═══ Material shown ═══
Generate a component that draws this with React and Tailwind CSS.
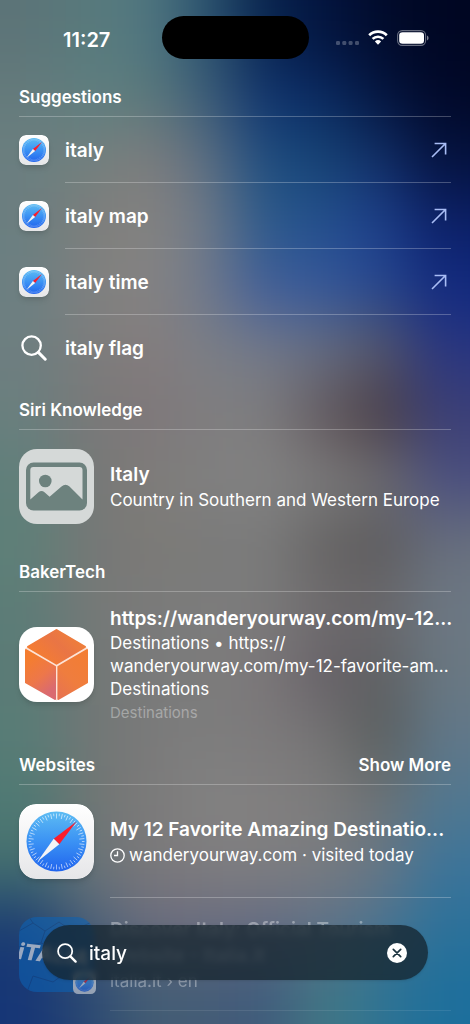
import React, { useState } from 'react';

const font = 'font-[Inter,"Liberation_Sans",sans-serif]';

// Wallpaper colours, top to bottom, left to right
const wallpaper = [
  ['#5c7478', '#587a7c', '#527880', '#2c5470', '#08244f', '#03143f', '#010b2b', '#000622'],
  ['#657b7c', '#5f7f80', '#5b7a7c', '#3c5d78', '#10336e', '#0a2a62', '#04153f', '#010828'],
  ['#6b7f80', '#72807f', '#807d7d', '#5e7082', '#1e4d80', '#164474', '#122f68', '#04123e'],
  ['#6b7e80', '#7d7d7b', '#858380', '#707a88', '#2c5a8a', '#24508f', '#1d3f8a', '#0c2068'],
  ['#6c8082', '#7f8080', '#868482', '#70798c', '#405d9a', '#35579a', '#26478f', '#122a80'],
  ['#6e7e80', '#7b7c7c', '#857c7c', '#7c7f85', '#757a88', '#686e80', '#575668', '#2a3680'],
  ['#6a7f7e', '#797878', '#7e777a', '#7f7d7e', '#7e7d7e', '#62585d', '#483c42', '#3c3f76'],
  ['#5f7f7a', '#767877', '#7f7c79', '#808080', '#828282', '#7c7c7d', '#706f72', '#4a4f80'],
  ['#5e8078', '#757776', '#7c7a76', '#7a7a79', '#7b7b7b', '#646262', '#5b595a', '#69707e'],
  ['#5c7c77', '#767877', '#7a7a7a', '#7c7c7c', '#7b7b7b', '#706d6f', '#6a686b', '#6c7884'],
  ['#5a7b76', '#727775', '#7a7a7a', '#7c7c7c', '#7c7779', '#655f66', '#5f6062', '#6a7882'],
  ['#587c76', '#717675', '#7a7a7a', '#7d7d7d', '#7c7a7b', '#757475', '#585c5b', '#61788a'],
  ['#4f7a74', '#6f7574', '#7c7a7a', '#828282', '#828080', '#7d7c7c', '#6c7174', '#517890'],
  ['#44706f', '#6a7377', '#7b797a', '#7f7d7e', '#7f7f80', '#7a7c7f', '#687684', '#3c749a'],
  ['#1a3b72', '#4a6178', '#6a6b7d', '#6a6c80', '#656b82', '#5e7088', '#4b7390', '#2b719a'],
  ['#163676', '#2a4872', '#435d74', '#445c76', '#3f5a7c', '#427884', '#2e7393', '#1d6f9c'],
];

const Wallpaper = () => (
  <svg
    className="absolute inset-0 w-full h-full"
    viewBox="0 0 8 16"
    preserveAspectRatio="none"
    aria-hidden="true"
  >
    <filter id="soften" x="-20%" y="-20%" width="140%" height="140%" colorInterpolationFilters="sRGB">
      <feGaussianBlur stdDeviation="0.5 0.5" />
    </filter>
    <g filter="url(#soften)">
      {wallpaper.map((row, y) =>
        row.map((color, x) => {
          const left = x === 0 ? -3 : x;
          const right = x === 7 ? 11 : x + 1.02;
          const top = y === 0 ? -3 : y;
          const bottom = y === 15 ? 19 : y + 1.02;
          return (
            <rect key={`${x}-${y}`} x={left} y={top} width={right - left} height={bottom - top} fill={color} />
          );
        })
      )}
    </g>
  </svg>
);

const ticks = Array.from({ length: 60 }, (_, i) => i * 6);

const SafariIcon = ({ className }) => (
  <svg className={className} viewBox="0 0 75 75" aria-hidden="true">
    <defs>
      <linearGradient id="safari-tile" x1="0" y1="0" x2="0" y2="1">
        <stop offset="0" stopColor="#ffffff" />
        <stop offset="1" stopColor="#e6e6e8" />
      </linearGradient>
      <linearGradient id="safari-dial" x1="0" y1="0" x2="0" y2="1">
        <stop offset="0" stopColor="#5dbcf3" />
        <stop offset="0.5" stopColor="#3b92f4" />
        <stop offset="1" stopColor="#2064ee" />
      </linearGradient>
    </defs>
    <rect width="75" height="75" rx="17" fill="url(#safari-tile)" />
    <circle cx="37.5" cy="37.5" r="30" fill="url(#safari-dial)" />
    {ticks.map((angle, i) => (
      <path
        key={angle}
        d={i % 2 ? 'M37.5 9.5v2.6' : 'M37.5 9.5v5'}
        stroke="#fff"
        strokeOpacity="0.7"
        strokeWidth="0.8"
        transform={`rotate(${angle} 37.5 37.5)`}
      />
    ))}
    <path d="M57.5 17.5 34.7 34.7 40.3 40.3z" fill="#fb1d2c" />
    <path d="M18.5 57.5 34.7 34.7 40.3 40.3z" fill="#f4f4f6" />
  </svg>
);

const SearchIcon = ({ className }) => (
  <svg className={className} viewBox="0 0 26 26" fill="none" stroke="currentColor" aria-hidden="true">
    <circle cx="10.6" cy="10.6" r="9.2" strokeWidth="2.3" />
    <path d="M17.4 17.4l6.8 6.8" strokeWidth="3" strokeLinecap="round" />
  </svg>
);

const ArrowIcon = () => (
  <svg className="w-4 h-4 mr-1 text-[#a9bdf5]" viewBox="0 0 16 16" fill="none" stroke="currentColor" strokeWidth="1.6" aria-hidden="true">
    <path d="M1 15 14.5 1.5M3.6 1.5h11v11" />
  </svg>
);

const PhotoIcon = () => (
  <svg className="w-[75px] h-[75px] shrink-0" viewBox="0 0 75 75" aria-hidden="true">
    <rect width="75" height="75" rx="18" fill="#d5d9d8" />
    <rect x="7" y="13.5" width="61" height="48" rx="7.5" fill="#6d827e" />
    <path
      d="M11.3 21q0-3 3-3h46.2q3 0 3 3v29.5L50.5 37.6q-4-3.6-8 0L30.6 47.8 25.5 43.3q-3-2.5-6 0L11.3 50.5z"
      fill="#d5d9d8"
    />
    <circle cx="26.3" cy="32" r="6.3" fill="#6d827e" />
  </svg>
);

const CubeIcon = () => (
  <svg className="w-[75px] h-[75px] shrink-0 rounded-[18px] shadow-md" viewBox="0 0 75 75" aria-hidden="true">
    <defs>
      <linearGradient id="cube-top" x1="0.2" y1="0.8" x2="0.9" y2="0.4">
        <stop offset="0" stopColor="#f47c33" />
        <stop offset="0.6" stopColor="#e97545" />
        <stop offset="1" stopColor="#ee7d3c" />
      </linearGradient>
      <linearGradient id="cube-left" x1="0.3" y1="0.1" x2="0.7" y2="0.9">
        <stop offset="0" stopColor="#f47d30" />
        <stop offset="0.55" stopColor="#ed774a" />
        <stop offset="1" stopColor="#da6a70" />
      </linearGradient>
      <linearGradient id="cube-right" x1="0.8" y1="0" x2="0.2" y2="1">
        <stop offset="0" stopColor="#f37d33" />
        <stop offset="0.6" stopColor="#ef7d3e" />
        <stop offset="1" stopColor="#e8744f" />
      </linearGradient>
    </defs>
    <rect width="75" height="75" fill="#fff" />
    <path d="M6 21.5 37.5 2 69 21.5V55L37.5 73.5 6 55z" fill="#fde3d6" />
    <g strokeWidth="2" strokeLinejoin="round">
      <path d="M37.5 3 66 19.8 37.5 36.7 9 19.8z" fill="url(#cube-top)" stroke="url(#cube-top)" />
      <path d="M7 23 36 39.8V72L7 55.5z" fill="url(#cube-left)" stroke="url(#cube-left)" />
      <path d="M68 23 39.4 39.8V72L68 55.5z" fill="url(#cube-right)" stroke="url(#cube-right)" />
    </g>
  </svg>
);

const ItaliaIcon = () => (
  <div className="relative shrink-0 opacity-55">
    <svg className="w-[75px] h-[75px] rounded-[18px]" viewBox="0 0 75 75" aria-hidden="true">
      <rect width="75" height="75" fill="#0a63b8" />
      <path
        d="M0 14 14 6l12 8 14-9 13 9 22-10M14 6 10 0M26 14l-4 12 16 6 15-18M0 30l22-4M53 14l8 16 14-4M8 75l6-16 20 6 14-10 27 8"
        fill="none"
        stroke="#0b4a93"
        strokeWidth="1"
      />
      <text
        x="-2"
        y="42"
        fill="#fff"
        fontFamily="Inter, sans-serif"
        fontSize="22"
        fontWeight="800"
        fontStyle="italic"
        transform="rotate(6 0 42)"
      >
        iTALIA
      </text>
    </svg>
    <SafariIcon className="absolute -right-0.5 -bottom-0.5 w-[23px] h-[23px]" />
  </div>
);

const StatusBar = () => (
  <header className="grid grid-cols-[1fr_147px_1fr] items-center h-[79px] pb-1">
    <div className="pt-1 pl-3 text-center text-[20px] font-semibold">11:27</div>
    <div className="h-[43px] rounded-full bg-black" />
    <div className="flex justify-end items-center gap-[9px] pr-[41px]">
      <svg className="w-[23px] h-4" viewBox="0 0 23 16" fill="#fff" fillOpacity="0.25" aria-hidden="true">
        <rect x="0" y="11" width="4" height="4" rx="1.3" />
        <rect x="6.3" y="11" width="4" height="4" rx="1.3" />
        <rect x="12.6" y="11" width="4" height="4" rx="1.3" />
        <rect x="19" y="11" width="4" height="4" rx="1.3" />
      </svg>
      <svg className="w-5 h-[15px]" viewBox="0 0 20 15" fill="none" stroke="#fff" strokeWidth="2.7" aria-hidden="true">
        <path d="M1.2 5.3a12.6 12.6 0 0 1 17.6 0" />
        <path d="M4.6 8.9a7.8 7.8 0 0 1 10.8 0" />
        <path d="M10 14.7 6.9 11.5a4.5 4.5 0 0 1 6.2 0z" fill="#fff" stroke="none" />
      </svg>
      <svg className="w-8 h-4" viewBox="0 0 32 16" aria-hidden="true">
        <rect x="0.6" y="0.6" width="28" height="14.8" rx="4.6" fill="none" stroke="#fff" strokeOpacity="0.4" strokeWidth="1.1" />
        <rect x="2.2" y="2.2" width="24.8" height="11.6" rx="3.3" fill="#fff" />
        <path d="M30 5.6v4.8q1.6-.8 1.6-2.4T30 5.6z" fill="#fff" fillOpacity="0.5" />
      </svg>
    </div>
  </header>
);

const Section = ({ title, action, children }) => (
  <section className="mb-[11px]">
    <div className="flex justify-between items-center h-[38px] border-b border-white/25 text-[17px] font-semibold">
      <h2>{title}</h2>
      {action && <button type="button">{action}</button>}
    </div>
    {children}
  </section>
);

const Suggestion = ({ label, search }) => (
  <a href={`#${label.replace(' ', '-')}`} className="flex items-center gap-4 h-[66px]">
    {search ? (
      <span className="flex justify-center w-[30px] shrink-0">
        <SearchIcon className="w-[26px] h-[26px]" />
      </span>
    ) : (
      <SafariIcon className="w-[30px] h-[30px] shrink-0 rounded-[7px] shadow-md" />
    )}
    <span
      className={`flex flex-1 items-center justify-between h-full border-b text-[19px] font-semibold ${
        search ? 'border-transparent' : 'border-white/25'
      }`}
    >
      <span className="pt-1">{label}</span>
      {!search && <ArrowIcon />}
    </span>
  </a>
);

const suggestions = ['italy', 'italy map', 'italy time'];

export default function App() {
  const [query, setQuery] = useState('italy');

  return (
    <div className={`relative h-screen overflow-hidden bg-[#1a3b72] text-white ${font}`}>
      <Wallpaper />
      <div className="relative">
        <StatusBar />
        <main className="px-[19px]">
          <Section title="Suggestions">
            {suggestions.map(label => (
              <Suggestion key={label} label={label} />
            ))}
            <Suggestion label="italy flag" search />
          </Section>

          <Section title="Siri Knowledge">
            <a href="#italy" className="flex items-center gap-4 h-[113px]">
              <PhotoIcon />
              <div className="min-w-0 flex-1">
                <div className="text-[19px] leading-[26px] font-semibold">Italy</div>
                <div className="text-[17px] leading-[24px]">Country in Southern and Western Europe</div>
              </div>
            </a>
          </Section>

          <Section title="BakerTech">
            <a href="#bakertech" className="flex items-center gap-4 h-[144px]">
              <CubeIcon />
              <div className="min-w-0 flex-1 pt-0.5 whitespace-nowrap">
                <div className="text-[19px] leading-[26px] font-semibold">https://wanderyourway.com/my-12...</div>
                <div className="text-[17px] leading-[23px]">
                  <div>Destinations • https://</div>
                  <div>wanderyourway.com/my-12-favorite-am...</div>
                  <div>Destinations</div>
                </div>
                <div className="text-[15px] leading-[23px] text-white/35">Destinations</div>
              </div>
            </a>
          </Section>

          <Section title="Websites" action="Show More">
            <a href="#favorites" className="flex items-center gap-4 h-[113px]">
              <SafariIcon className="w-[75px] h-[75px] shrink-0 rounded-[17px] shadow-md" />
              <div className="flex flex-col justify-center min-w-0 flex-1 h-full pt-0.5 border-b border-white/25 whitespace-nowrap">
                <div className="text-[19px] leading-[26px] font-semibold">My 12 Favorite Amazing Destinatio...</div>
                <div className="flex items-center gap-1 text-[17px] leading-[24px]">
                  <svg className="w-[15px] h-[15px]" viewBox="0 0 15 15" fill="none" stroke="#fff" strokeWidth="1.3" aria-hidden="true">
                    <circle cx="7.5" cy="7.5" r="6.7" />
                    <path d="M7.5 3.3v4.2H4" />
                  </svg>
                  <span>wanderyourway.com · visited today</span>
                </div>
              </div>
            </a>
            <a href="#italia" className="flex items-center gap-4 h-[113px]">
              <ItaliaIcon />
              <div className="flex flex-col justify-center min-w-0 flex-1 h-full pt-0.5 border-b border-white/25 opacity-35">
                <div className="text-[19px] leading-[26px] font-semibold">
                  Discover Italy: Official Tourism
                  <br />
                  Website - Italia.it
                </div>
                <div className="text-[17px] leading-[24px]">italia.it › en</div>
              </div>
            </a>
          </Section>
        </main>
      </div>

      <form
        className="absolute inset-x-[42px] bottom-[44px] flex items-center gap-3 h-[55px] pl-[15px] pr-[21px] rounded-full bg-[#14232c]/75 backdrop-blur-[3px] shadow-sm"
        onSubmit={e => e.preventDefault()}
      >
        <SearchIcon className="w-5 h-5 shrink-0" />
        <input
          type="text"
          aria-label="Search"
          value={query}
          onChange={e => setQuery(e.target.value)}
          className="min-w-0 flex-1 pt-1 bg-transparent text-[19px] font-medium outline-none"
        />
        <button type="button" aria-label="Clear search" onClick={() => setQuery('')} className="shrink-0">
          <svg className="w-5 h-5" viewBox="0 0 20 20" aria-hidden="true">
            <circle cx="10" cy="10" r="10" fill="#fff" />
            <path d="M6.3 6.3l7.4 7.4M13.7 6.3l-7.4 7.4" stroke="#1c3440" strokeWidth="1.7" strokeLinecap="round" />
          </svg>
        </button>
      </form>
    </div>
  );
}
═══
═══ Material shown ═══
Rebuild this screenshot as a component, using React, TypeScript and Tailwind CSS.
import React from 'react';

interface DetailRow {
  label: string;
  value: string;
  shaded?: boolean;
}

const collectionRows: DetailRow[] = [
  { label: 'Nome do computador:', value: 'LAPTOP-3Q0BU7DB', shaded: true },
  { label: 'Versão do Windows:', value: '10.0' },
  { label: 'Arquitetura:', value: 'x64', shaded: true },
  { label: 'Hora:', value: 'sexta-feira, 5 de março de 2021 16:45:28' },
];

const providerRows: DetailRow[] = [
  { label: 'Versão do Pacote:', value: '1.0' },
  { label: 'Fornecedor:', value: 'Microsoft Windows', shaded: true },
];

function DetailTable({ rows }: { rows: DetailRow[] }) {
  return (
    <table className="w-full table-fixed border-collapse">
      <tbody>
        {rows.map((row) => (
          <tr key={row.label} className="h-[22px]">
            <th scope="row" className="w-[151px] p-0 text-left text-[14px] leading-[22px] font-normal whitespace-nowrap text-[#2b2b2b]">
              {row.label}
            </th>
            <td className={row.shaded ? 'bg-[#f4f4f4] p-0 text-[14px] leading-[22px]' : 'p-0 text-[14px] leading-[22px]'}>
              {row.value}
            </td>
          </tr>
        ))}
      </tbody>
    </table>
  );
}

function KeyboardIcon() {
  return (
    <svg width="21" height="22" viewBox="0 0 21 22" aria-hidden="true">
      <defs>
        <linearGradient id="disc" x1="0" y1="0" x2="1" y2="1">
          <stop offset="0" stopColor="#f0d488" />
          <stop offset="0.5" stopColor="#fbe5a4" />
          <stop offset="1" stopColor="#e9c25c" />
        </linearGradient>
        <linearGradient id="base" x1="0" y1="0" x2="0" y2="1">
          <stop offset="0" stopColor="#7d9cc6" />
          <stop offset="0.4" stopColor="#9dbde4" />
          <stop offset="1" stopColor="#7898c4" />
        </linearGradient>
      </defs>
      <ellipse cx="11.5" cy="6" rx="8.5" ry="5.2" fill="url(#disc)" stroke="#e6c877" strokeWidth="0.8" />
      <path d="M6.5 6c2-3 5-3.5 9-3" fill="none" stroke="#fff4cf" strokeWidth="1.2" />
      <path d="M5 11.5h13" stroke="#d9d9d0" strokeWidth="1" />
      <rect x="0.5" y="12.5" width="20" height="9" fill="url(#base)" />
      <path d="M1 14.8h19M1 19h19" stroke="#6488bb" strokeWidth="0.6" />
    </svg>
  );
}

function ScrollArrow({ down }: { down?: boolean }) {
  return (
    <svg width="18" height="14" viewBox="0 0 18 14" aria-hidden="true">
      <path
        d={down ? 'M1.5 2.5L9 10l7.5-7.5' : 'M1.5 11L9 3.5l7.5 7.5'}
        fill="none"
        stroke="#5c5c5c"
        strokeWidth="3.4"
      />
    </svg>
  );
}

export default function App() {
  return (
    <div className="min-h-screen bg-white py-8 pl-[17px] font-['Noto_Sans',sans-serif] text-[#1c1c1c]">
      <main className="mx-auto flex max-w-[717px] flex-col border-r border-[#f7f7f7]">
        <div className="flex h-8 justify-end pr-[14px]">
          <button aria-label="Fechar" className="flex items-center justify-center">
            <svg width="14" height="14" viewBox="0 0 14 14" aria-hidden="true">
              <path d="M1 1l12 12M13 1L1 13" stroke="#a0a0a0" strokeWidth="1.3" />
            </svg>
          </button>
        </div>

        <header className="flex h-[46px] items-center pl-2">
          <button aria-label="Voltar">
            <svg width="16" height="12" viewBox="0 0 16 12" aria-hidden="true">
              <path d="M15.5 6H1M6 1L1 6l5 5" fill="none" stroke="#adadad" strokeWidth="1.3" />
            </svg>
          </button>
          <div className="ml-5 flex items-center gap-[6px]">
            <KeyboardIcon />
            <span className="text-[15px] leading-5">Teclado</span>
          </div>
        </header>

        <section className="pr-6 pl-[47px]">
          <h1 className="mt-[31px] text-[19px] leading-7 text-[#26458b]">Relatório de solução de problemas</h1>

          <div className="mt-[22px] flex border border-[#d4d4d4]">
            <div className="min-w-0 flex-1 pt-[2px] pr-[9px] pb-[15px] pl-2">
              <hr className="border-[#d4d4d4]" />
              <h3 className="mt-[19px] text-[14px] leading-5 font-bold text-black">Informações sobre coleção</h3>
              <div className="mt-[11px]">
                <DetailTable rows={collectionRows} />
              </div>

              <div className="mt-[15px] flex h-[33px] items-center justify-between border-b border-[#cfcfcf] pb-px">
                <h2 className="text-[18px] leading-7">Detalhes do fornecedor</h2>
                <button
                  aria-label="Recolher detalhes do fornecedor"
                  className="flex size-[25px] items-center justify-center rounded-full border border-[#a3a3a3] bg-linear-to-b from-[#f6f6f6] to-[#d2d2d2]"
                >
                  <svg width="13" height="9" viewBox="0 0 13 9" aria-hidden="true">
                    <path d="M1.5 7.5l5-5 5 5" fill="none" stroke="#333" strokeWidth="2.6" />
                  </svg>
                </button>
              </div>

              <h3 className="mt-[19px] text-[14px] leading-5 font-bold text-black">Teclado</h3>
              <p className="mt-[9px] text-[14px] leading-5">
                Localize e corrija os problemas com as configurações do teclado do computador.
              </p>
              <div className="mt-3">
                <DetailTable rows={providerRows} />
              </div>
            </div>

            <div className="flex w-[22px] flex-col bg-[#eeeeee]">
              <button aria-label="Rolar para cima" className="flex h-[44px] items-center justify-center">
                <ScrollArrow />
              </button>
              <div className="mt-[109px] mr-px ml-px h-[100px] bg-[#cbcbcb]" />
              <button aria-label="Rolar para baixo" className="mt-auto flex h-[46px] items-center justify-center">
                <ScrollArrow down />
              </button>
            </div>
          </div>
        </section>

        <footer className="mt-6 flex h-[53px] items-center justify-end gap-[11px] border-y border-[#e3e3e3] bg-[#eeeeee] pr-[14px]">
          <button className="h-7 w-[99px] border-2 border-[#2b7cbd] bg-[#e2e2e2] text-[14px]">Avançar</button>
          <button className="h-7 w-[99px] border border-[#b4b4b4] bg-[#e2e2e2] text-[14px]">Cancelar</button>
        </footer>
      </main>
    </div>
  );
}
═══
→ Short problem
Copy each line of the data that contains the word "React".

→ Right answer
Generate a component that draws this with React and Tailwind CSS.
import React, { useState } from 'react';
Rebuild this screenshot as a component, using React, TypeScript and Tailwind CSS.
import React from 'react';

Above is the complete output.